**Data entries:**
++++++++++++++++++++

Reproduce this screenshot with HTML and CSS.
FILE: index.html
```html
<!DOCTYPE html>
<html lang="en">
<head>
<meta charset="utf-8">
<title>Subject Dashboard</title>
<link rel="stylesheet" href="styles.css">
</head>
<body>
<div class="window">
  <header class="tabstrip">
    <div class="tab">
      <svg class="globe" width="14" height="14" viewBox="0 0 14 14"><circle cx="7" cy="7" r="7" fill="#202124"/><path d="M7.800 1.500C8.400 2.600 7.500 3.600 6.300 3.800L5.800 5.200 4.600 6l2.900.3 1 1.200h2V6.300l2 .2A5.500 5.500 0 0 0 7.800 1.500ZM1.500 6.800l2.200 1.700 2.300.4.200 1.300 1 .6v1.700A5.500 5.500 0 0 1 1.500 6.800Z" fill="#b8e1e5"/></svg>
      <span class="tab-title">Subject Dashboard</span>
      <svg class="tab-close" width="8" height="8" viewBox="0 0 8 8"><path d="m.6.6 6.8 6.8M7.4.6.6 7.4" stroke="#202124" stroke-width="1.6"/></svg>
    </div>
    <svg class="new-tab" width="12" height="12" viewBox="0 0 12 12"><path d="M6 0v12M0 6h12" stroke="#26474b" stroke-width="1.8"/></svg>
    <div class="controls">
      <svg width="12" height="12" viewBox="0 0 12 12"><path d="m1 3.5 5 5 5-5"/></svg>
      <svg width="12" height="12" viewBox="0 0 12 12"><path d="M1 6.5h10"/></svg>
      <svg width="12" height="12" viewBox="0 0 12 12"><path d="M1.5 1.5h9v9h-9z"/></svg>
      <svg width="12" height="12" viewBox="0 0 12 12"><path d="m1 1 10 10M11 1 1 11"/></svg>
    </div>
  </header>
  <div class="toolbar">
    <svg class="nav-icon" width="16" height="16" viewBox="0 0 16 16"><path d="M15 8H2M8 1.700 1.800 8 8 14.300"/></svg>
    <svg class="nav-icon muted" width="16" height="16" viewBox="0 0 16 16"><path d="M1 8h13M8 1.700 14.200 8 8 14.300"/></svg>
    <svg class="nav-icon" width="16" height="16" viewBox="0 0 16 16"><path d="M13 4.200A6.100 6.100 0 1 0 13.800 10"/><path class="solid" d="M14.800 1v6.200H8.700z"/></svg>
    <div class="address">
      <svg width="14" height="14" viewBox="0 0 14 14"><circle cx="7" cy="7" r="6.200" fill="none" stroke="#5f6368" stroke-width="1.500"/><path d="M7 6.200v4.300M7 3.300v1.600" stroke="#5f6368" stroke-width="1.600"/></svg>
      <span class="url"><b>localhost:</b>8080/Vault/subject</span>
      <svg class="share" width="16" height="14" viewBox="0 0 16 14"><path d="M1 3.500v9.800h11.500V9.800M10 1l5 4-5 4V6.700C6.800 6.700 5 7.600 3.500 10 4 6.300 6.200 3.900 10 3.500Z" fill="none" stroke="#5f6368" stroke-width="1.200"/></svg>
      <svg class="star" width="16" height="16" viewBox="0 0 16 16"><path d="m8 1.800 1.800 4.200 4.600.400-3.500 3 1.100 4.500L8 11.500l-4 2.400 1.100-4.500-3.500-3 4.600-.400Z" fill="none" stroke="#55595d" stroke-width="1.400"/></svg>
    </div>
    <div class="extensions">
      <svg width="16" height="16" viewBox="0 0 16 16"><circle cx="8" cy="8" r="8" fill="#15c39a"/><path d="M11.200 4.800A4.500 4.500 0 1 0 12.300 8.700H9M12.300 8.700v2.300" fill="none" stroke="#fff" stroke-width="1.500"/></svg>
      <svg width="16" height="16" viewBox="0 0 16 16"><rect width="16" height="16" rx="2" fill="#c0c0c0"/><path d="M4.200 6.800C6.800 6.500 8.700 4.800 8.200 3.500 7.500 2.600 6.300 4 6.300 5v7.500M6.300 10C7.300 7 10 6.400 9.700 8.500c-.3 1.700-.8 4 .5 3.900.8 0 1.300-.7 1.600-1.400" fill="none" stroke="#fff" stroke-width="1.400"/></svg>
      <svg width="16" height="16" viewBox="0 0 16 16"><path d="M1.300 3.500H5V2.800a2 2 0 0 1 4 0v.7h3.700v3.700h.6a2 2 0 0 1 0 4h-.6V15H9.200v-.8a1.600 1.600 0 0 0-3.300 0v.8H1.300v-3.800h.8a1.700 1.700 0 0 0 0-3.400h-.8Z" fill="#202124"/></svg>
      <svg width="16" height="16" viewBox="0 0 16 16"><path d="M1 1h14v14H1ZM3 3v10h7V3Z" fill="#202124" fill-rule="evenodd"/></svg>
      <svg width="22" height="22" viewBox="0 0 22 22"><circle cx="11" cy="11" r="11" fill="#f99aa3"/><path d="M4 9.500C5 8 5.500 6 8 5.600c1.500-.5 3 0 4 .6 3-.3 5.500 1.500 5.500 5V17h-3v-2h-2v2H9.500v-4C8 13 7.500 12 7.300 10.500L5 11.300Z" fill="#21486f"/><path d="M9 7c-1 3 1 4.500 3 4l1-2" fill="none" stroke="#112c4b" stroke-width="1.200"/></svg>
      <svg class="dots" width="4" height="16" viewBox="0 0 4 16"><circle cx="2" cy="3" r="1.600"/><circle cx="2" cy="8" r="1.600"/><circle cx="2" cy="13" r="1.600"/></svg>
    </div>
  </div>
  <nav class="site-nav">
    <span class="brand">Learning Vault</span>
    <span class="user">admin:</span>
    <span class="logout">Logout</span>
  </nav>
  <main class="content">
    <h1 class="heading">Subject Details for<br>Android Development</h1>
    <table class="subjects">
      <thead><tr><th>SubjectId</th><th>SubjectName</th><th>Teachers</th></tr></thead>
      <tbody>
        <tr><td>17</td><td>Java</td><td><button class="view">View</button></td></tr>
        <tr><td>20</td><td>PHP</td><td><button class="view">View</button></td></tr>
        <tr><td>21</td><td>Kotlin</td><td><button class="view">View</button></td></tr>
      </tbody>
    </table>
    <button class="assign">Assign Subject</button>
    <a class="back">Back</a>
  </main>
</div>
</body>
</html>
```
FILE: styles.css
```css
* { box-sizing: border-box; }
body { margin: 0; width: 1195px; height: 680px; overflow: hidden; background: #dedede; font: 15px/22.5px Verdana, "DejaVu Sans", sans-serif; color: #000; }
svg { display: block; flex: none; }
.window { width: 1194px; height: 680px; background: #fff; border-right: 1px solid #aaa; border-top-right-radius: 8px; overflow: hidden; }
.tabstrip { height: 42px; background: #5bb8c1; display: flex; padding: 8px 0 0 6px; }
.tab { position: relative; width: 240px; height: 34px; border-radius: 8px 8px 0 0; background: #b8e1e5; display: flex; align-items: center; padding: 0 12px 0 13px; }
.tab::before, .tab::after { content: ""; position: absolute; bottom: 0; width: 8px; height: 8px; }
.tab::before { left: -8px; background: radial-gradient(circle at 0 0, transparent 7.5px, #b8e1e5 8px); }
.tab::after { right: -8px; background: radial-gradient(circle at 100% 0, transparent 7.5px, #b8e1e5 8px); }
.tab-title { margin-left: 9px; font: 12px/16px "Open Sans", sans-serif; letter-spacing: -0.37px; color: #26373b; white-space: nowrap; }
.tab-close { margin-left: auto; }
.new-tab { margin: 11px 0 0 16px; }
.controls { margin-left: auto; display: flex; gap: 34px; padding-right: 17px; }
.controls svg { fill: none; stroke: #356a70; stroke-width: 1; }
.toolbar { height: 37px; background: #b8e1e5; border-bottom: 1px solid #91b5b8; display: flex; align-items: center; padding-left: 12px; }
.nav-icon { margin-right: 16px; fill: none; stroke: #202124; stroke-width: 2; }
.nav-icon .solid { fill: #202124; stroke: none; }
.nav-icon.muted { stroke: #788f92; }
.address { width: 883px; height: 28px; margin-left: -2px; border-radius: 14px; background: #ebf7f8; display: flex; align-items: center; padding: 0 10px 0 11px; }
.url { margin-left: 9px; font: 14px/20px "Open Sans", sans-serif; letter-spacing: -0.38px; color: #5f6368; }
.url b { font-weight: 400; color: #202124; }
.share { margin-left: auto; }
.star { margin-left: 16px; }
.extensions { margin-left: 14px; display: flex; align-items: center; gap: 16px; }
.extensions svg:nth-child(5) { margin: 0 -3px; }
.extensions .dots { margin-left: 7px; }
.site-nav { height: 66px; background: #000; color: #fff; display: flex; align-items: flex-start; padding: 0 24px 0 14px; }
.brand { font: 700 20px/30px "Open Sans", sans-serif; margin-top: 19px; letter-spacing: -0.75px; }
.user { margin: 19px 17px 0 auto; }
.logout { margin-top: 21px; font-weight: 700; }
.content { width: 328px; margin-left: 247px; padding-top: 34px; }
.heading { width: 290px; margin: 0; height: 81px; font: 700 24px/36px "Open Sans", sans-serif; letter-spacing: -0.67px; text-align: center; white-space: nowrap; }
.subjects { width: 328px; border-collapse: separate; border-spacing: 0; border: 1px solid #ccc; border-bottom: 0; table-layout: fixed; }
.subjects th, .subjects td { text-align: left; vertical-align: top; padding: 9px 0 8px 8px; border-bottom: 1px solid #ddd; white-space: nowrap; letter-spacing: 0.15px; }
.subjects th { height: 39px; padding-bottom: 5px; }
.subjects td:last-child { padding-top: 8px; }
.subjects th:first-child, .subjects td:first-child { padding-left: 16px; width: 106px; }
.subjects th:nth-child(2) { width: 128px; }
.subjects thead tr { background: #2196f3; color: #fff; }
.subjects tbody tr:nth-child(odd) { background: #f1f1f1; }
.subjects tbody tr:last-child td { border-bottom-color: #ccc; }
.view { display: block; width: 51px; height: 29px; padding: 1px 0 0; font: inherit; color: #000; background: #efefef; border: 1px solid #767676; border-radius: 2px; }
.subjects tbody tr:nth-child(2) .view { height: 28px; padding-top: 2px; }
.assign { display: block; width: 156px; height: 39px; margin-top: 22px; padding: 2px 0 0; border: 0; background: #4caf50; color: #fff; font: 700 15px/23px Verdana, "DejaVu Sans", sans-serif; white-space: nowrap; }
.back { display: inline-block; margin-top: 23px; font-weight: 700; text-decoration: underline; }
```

++++++++++++++++++++

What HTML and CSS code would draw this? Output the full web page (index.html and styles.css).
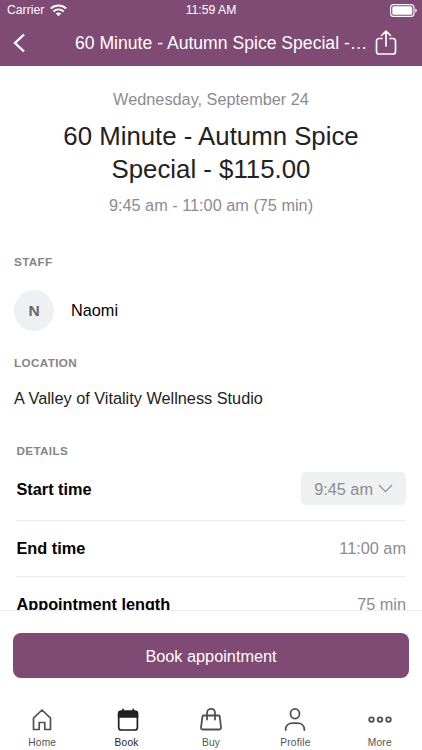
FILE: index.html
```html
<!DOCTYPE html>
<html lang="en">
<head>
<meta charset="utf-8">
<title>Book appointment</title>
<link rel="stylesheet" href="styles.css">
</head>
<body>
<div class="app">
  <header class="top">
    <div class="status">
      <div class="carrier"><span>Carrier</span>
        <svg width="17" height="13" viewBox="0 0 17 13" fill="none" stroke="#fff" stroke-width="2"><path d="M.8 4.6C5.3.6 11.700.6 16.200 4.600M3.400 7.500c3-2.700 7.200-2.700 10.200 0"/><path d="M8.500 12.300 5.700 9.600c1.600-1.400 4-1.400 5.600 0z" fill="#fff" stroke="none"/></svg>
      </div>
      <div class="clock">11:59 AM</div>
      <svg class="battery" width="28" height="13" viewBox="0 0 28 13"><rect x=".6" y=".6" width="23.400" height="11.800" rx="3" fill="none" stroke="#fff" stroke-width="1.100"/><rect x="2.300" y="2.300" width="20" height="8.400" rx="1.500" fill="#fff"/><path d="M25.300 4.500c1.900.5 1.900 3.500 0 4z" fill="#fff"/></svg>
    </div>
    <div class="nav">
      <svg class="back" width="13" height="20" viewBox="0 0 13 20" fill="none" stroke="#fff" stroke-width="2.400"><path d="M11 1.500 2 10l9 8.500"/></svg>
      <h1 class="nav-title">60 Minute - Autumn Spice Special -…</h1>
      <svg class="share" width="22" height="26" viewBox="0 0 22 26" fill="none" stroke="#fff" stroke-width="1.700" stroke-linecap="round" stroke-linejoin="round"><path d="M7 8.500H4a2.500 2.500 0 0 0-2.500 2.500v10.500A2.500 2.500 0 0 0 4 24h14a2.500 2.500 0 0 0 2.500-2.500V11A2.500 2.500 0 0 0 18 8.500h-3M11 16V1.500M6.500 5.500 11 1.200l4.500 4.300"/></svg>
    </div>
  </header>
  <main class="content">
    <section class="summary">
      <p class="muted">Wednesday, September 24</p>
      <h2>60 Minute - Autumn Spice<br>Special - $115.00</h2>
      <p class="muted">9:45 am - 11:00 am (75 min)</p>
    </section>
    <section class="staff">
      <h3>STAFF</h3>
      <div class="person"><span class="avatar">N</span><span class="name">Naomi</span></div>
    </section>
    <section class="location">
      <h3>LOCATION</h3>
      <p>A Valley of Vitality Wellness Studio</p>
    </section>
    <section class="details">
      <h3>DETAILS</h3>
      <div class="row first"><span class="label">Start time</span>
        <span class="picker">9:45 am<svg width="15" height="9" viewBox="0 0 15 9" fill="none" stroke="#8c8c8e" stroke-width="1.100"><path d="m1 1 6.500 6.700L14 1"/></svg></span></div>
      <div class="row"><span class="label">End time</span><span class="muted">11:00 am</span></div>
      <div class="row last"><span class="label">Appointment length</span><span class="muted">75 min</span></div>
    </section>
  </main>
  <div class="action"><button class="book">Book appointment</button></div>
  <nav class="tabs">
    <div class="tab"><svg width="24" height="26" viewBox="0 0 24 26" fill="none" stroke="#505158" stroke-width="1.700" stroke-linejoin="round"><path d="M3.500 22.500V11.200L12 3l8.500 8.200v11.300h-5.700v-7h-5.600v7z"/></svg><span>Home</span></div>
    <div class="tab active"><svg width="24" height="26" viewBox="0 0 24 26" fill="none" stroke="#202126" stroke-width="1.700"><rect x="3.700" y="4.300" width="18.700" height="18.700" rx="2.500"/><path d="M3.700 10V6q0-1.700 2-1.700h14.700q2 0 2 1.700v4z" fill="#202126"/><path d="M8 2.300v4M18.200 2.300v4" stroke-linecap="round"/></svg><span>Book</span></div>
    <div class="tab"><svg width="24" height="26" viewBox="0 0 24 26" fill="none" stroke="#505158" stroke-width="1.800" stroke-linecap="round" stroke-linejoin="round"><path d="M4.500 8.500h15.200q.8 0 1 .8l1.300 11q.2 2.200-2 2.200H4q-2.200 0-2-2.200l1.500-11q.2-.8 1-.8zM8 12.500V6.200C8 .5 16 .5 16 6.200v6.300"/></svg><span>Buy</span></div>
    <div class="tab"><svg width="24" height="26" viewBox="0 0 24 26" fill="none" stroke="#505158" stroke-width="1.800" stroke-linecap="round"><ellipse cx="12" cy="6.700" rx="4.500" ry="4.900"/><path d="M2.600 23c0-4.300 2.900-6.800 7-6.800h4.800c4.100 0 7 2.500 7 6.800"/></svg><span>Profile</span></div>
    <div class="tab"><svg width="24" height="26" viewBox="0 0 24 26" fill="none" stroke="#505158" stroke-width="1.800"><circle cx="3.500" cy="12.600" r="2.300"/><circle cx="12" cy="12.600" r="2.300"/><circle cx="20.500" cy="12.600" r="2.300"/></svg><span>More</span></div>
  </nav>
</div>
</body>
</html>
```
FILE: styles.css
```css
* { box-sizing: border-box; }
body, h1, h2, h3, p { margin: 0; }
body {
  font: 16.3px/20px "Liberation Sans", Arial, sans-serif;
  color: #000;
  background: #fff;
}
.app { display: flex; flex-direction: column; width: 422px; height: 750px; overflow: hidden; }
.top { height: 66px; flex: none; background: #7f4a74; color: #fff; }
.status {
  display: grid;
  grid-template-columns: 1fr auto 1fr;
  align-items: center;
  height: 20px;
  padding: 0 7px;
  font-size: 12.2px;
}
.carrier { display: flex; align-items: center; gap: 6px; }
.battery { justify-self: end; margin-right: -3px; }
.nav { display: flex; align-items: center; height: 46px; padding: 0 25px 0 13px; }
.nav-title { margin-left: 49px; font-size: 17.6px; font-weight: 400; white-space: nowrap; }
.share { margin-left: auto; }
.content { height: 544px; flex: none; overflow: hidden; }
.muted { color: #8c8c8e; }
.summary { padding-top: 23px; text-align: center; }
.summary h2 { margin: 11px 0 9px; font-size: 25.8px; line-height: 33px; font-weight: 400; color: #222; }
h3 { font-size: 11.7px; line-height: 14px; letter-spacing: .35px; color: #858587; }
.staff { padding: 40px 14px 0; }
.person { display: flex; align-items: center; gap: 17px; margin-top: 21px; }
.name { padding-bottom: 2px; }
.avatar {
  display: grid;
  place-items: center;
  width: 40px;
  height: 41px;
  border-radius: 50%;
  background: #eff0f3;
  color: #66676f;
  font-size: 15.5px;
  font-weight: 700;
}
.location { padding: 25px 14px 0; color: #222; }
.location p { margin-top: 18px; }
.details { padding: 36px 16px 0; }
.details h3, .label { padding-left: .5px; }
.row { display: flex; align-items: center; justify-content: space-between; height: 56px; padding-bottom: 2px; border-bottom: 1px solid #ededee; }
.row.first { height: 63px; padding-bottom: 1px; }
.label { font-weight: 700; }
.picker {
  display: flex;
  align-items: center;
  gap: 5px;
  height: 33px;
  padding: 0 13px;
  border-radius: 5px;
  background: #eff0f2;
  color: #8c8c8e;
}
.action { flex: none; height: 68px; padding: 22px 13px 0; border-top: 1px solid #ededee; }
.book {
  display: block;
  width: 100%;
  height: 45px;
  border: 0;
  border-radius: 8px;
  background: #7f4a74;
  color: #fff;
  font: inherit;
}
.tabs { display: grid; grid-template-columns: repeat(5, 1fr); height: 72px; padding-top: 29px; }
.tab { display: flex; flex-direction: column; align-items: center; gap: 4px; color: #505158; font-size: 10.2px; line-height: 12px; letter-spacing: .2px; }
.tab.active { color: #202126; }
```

++++++++++++++++++++

**Stated exercise:**
Show each line holding the word "this".

**Response:**
Reproduce this screenshot with HTML and CSS.
What HTML and CSS code would draw this? Output the full web page (index.html and styles.css).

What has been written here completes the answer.